BEGIN Exercise input
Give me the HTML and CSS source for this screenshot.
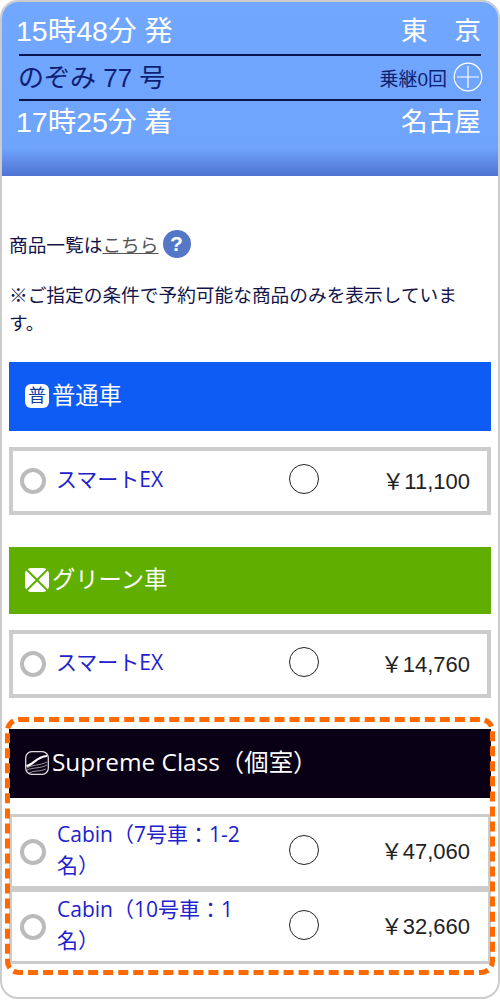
FILE: index.html
```html
<!DOCTYPE html>
<html lang="ja">
<head>
<meta charset="utf-8">
<title>商品選択</title>
<link rel="stylesheet" href="styles.css">
</head>
<body>
<div class="frame">
  <header class="train">
    <div class="train-row t-time"><span class="t-clock">15時48分 発</span><span>東　京</span></div>
    <div class="train-row t-name">
      <span class="t-train">のぞみ 77 号</span>
      <span class="t-transfer">乗継0回
        <svg class="plus" viewBox="0 0 30 30"><circle cx="15" cy="15" r="13.8" fill="none" stroke="#fff" stroke-width="1.2"/><path d="M15 4V26M4 15H26" stroke="#fff" stroke-width="1.2"/></svg>
      </span>
    </div>
    <div class="train-row t-time t-last"><span class="t-clock">17時25分 着</span><span>名古屋</span></div>
  </header>
  <main class="content">
    <p class="list-link">商品一覧は<a class="here">こちら</a><span class="help">?</span></p>
    <p class="note">※ご指定の条件で予約可能な商品のみを表示しています。</p>

    <h2 class="car car-blue"><span class="car-icon">普</span>普通車</h2>
    <div class="fare">
      <span class="radio"></span><span class="fare-name">スマートEX</span><span class="avail"></span><span class="price">￥11,100</span>
    </div>

    <h2 class="car car-green gap-top">
      <svg class="car-svg" viewBox="0 0 24 24"><rect width="24" height="24" rx="6" fill="#fff"/><path d="M1.5 1.5L22.5 22.5M22.5 1.5L1.5 22.5" stroke="#5fae00" stroke-width="2"/></svg>グリーン車</h2>
    <div class="fare">
      <span class="radio"></span><span class="fare-name">スマートEX</span><span class="avail"></span><span class="price">￥14,760</span>
    </div>

    <section class="supreme">
      <h2 class="car car-dark">
        <svg class="car-svg" viewBox="0 0 24 24"><rect x=".7" y=".7" width="22.6" height="22.6" rx="6" fill="none" stroke="#ddd" stroke-width="1.3"/><path d="M1.5 15C8 14 11 6 22 5" fill="none" stroke="#fff" stroke-width="2.2"/><path d="M2 17C9 13 14 15 22 11M2 19C9 16 14 18 22 14M4 22C9 19 15 21 21 18" fill="none" stroke="#bbb" stroke-width=".8"/></svg>Supreme Class（個室）</h2>
      <div class="fare fare-cabin">
        <span class="radio"></span><span class="fare-name">Cabin（7号車：1-2名）</span><span class="avail"></span><span class="price">￥47,060</span>
      </div>
      <div class="fare fare-cabin">
        <span class="radio"></span><span class="fare-name">Cabin（10号車：1名）</span><span class="avail"></span><span class="price">￥32,660</span>
      </div>
    </section>
  </main>
</div>
</body>
</html>
```
FILE: styles.css
```css
* { box-sizing: border-box; }
html, body { margin: 0; padding: 0; background: #fff; }
body {
  font-family: "Liberation Sans", "Noto Sans CJK JP", sans-serif;
  color: #14144a;
}
.frame {
  width: 500px;
  height: 999px;
  border: 2px solid #ccc;
  border-radius: 18px;
  overflow: hidden;
}
.train {
  height: 174px;
  padding: 6px 17px 0;
  background: linear-gradient(to bottom, #72a7ff 0, #6fa4fd 146px, #4f73d2 174px);
  color: #fff;
}
.train-row {
  display: flex;
  justify-content: space-between;
  align-items: center;
  font-size: 26.7px;
}
.t-clock { margin-left: -3px; font-size: 28.5px; }
.t-time { height: 48px; padding-bottom: 6px; border-bottom: 2px solid #0a1450; }
.t-last { border-bottom: 0; height: 44px; padding-bottom: 8px; }
.t-name { height: 45px; border-bottom: 2px solid #0a1450; color: #0f1f73; font-size: 26px; }
.t-train { margin-left: -1px; padding-bottom: 4px; }
.t-transfer { display: flex; align-items: center; gap: 6px; font-size: 19px; margin-right: -2px; padding-bottom: 1px; }
.plus { width: 30px; height: 30px; }
.content { padding: 54px 7px 0; }
.list-link {
  display: flex;
  align-items: center;
  height: 28px;
  margin: 0;
  padding-bottom: 2px;
  font-size: 18.7px;
}
.here { color: #555; text-decoration: underline; }
.help {
  align-self: flex-start;
  width: 28px;
  height: 28px;
  margin-left: 4px;
  border-radius: 50%;
  background: #5577c8;
  color: #fff;
  font-size: 21px;
  font-weight: 700;
  line-height: 28px;
  text-align: center;
}
.note {
  margin: 24px 0;
  font-size: 18.7px;
  line-height: 28px;
}
.car {
  display: flex;
  align-items: center;
  gap: 3px;
  height: 69px;
  margin: 0;
  padding: 0 0 6px 16px;
  color: #fff;
  font-size: 23.3px;
  font-weight: 400;
}
.car-blue { background: #0f5cf5; }
.car-green { background: #5fae00; height: 67px; }
.car-dark {
  background: #0a0015;
  font-family: "Open Sans", "Noto Sans CJK JP", sans-serif;
  font-size: 24.4px;
}
.gap-top { margin-top: 32px; }
.car-icon {
  width: 24px;
  height: 24px;
  margin-top: 4px;
  border-radius: 6px;
  background: #fff;
  color: #0f3fa0;
  font-size: 18px;
  line-height: 24px;
  text-align: center;
}
.car-svg { width: 24px; height: 24px; flex: none; margin-top: 4px; }
.fare {
  display: flex;
  align-items: center;
  height: 68px;
  margin-top: 16px;
  padding-left: 7px;
  border: 4px solid #ccc;
}
.radio {
  width: 26px;
  height: 26px;
  flex: none;
  border: 4px solid #bbb;
  border-radius: 50%;
}
.fare-name {
  width: 190px;
  margin-left: 10px;
  padding-bottom: 4px;
  color: #2222cc;
  font-family: "Open Sans", "Noto Sans CJK JP", sans-serif;
  font-size: 21px;
  line-height: 31px;
}
.avail {
  width: 30px;
  height: 30px;
  flex: none;
  margin: 0 0 4px 43px;
  border: 1.3px solid #222;
  border-radius: 50%;
}
.price {
  flex: 1;
  padding: 0 17px 5px 0;
  color: #222;
  font-size: 22px;
  text-align: right;
  white-space: nowrap;
}
.supreme {
  position: relative;
  margin-top: 31px;
}
.supreme::after {
  content: "";
  position: absolute;
  inset: -12px -4px -11px;
  border: 5px dashed #ff6a00;
  border-radius: 14px;
  pointer-events: none;
}
.fare-cabin {
  height: 75px;
  margin: 0;
  padding-left: 8px;
  border-width: 3px;
}
.fare-cabin .fare-name { margin-left: 11px; }
.fare-cabin .avail { margin-left: 42px; }
.fare-cabin .price { padding-right: 18px; }
.car-dark + .fare-cabin { margin-top: 16px; }
```
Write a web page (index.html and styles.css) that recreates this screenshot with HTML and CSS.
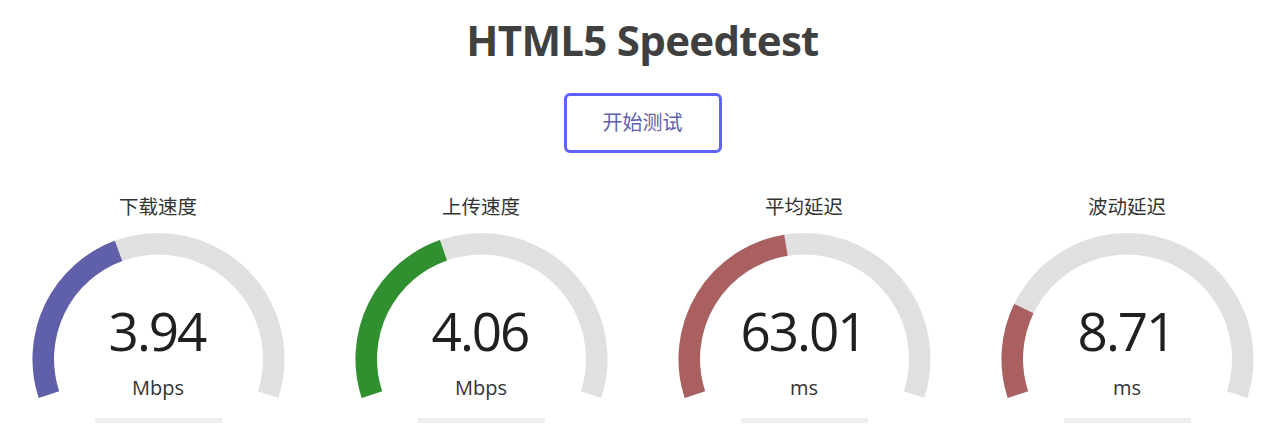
FILE: index.html
```html
<!DOCTYPE html>
<html lang="zh-CN">
<head>
  <meta charset="UTF-8" />
  <meta name="viewport" content="width=device-width, initial-scale=1.0"/>
  <title>HTML5 Speedtest</title>
  <link rel="stylesheet" href="styles.css">
</head>
<body>
  <div class="page">
    <h1>HTML5 Speedtest</h1>

    <div class="start-btn">开始测试</div>

    <div class="test-wrap">
      <!-- 下载 -->
      <div class="test-area">
        <div class="test-name">下载速度</div>
        <div class="meter">
          <svg viewBox="0 0 323 175" width="323" height="175">
            <path class="meter-bk" d="M51.89 166.61 A115.25 115.25 0 1 1 271.11 166.61" />
            <path d="M51.89 166.61 A115.25 115.25 0 0 1 121.52 22.91" stroke="#6060AA" />
          </svg>
          <div class="meter-text">3.94</div>
          <div class="unit">Mbps</div>
        </div>
        <div class="progress"></div>
      </div>

      <!-- 上传 -->
      <div class="test-area">
        <div class="test-name">上传速度</div>
        <div class="meter">
          <svg viewBox="0 0 323 175" width="323" height="175">
            <path class="meter-bk" d="M51.89 166.61 A115.25 115.25 0 1 1 271.11 166.61" />
            <path d="M51.89 166.61 A115.25 115.25 0 0 1 123.42 22.23" stroke="#309030" />
          </svg>
          <div class="meter-text">4.06</div>
          <div class="unit">Mbps</div>
        </div>
        <div class="progress"></div>
      </div>

      <!-- ping -->
      <div class="test-area">
        <div class="test-name">平均延迟</div>
        <div class="meter">
          <svg viewBox="0 0 323 175" width="323" height="175">
            <path class="meter-bk" d="M51.89 166.61 A115.25 115.25 0 1 1 271.11 166.61" />
            <path d="M51.89 166.61 A115.25 115.25 0 0 1 142.93 17.26" stroke="#AA6060" />
          </svg>
          <div class="meter-text">63.01</div>
          <div class="unit">ms</div>
        </div>
        <div class="progress"></div>
      </div>

      <!-- jitter -->
      <div class="test-area">
        <div class="test-name">波动延迟</div>
        <div class="meter">
          <svg viewBox="0 0 323 175" width="323" height="175">
            <path class="meter-bk" d="M51.89 166.61 A115.25 115.25 0 1 1 271.11 166.61" />
            <path d="M51.89 166.61 A115.25 115.25 0 0 1 57.82 80.67" stroke="#AA6060" />
          </svg>
          <div class="meter-text">8.71</div>
          <div class="unit">ms</div>
        </div>
        <div class="progress"></div>
      </div>
    </div>
  </div>
</body>
</html>
```

FILE: styles.css
```css
* {
  box-sizing: border-box;
}
html, body {
  margin: 0;
  padding: 0;
  overflow: hidden;
}
body {
  font-family: 'Open Sans', 'Noto Sans CJK SC', sans-serif;
  background-color: #ffffff;
  color: #202020;
  text-align: center;
}
.page {
  padding-left: 10px;
}

h1 {
  margin: 15px 0 0;
  font-size: 42px;
  line-height: 50px;
  font-weight: 700;
  letter-spacing: -0.7px;
  color: #404040;
}

.start-btn {
  display: inline-block;
  margin-top: 28px;
  width: 158px;
  height: 60px;
  line-height: 54px;
  border: 3px solid #6060FF;
  border-radius: 6px;
  color: #6060AA;
  font-size: 20px;
}

.test-wrap {
  display: flex;
  justify-content: center;
  margin: 40px -13.5px 0;
}
.test-area {
  width: 323px;
  flex: none;
}
.test-name {
  font-size: 19.5px;
  line-height: 28px;
  color: #333;
}
.meter {
  position: relative;
  margin-top: 7px;
  height: 175px;
}
.meter svg {
  display: block;
}
.meter svg path {
  fill: none;
  stroke-width: 21.5;
}
.meter svg .meter-bk {
  stroke: #E0E0E0;
}
.meter-text {
  position: absolute;
  top: 76px;
  left: 0;
  width: 100%;
  font-size: 53px;
  line-height: 1;
  letter-spacing: -2px;
  text-indent: -2px;
}
.unit {
  position: absolute;
  top: 150px;
  left: 0;
  width: 100%;
  font-size: 20px;
  line-height: 1;
  color: #333;
}
.progress {
  width: 127px;
  height: 5px;
  margin: 15px auto 0;
  background-color: #EEEEEE;
}
```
END Exercise input
## Work to complete
Locate all lines that include the word "page" and copy them out.

## Written solution
Write a web page (index.html and styles.css) that recreates this screenshot with HTML and CSS.
  <div class="page">
.page {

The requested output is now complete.